Folha de S.Paulo. Domingo, 20 de fevereiro de 2015. Pág. B11. “Nova Chacina mata 4 jovens na Grande SP”. “Crime ocorreu em Carapicuíba”. “As vítimas, que não tinham antecedentes criminais, foram encontradas de bruços e com ferimentos na região da cabeça. Parte delas estava com as mãos cruzadas na altura da nuca, sinal de que foram rendidas antes da morte.”
El País. 14 de agosto. “Noite mais violenta do ano em São Paulo deixa 19 pessoas mortas.” Abre parêntesis. É a noite, e não as pessoas, que é violenta em São Paulo. Fecha aspas. “Foi a sétima chacina de 2015 no Estado. “Os crimes levantaram a suspeita de que foram cometidos como retaliação às mortes de um policial militar e de um guarda civil, baleados durante assaltos dias atrás.”
Corta.
Camiseta branca. Letras vermelhas: “Justiça é o que se busca”. A dona da roupa e da frase-síntese discursa, gesticulando. “Partindo do princípio de que eu sou a favor da pena de morte, se a polícia em todos os assaltos abordasse e matasse, para mim não haveria nenhum problema.” “Num país onde a marginalidade deita e rola, onde o menor está assaltando, está colocando outras vidas em risco o que fazer? A polícia cruza os braços?” “Quantas vidas seu filho já pode ter tirado sem que você saiba” Segundo a lei dos homens, que é diferente da lei das letras, errado é matar inocente, gente de bem. Se tiver passagem pela polícia, mesmo que tenha sido por portar um cigarro de maconha, aí é bandido.

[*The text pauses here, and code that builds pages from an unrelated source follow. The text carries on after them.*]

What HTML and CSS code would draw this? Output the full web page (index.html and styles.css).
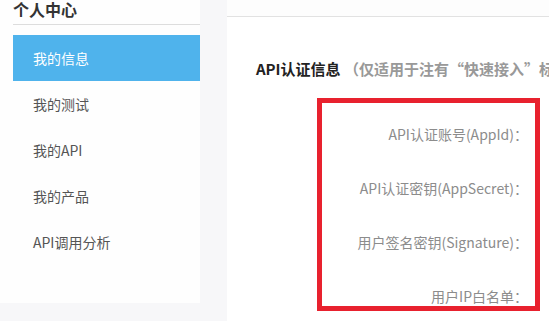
FILE: index.html
```html
<!DOCTYPE html>
<html>
<head>
    <meta charset="UTF-8">
    <title>个人中心 - 我的信息</title>
    <link rel="stylesheet" href="styles.css">
</head>
<body>
    <div class="page">
        <div class="sidebar">
            <div class="sidebar-title">个人中心</div>
            <ul class="menu">
                <li class="menu-item active">我的信息</li>
                <li class="menu-item">我的测试</li>
                <li class="menu-item">我的API</li>
                <li class="menu-item">我的产品</li>
                <li class="menu-item">API调用分析</li>
            </ul>
        </div>

        <div class="main">
            <div class="main-panel">
                <div class="section-title">
                    API认证信息 <span class="section-note">（仅适用于注有“快速接入”标签的API）</span>
                </div>
                <div class="auth-box">
                    <div class="auth-row">API认证账号(AppId)：</div>
                    <div class="auth-row">API认证密钥(AppSecret)：</div>
                    <div class="auth-row">用户签名密钥(Signature)：</div>
                    <div class="auth-row">用户IP白名单：</div>
                </div>
            </div>
        </div>
    </div>
</body>
</html>
```

FILE: styles.css
```css
body {
    font-family: "Noto Sans CJK SC", "Noto Sans", sans-serif;
    margin: 0;
    padding: 0;
    background-color: #f7f7f9;
    color: #555;
    overflow: hidden;
}
.page {
    display: flex;
    align-items: flex-start;
    gap: 27px;
    height: 321px;
}
.sidebar {
    flex-shrink: 0;
    width: 187px;
    height: 303px;
    padding-left: 13px;
    background-color: #fefefe;
}
.sidebar-title {
    font-size: 16px;
    font-weight: bold;
    color: #333;
    line-height: 18px;
    padding-bottom: 6px;
    border-bottom: 1px solid #ddd;
}
.menu {
    list-style: none;
    margin: 10px 0 0;
    padding: 0;
}
.menu-item {
    height: 46px;
    line-height: 46px;
    padding-left: 20px;
    font-size: 14px;
    color: #555;
}
.menu-item.active {
    background-color: #4fb3ec;
    color: #fff;
}
.main {
    flex: 1;
    min-width: 0;
    align-self: stretch;
    padding-top: 16px;
    background-color: #fdfdfd;
}
.main-panel {
    border-top: 1px solid #e2e2e2;
    background-color: #fff;
    height: 100%;
    padding-left: 29px;
    white-space: nowrap;
    overflow: hidden;
}
.section-title {
    margin-top: 42px;
    font-size: 15px;
    font-weight: bold;
    color: #222;
    line-height: 20px;
}
.section-note {
    color: #999;
}
.auth-box {
    box-sizing: border-box;
    margin-top: 19px;
    margin-left: 61px;
    width: 223px;
    border: 5px solid #e8212e;
    padding: 21px 7px 0 0;
    display: flex;
    flex-direction: column;
    align-items: flex-end;
    gap: 34px;
}
.auth-row {
    font-size: 14px;
    line-height: 20px;
    color: #8c8c8c;
}
```
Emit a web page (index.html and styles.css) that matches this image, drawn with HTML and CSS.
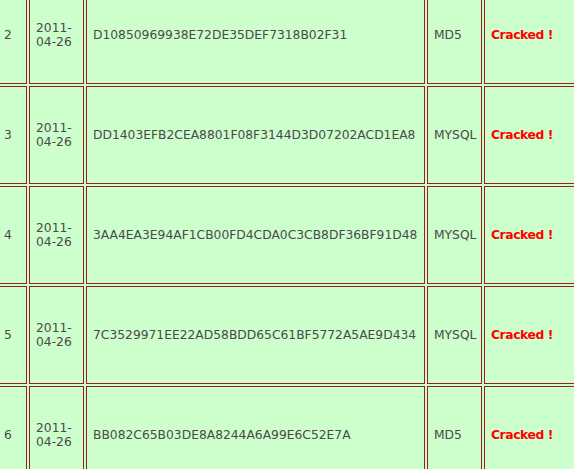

E bandido bom é bandido morto. “Meu filho não era santo, mas precisava executar?”, pergunta uma mãe, viúva de filho. “Num confronto entre bandido e policial, quem é que tem que morrer?”, a outra devolve. Ninguém. Ninguém tem que morrer. Simples assim.
Corta.
O filme Orestes, do cineasta mineiro Rodrigo Siqueira, chega às salas de exibição com a responsabilidade de misturar essas duas realidades, combinar esses dois direitos à memória e à verdade. Há as mortes da ditadura e há as mortes da democracia. Há a tortura como política de Estado na ditadura e também na democracia. Há o extermínio como política de Estado na ditadura e também na democracia. Há os desaparecidos da ditadura e os muitos Amarildos. Há a sensação de impunidade que assombra os filhos das vítimas da ditadura, cujos algozes foram perversamente anistiados em 1979, e a sensação de impunidade dos pais dos adolescentes mortos em chacinas, em tiroteios forjados, com armas plantadas, em resistências que jamais existiram. Psicodrama, júri popular, o mito de Orestes, a memória de Soledad, a história ficcional narrada (e nunca encenada) do filho que mata o pai que lhe matou a mãe, o veredicto desejado. Fraude. Simulação. Mentira.
Corta.
“O meu projeto original tem o título de ‘A verdade simulada’, disse-me o diretor. “Fiquei impressionado como muitas e muitas e muitas vezes a verdade não é um valor primordial para as narrativas oficiais. O boletim de ocorrência que não conta a verdade não é ficção. É fraude! Documento oficial que tem a verdade adulterada é um documento que frauda a verdade. Se o promotor de Justiça não apura e leva o processo adiante, ele sustenta oficialmente uma fraude. Se o juiz de direito não devolve ao Ministério Público o processo e exige que se refaça a investigação, ele chancela a fraude.”
Corta.
Orestes é um filme que precisa ser visto. Para enternecer-se sem perder a dureza. Para arrumar o quarto do filho que já morreu. Para entender o que não se entende. O que não tem censura nem nunca terá. O que não faz sentido.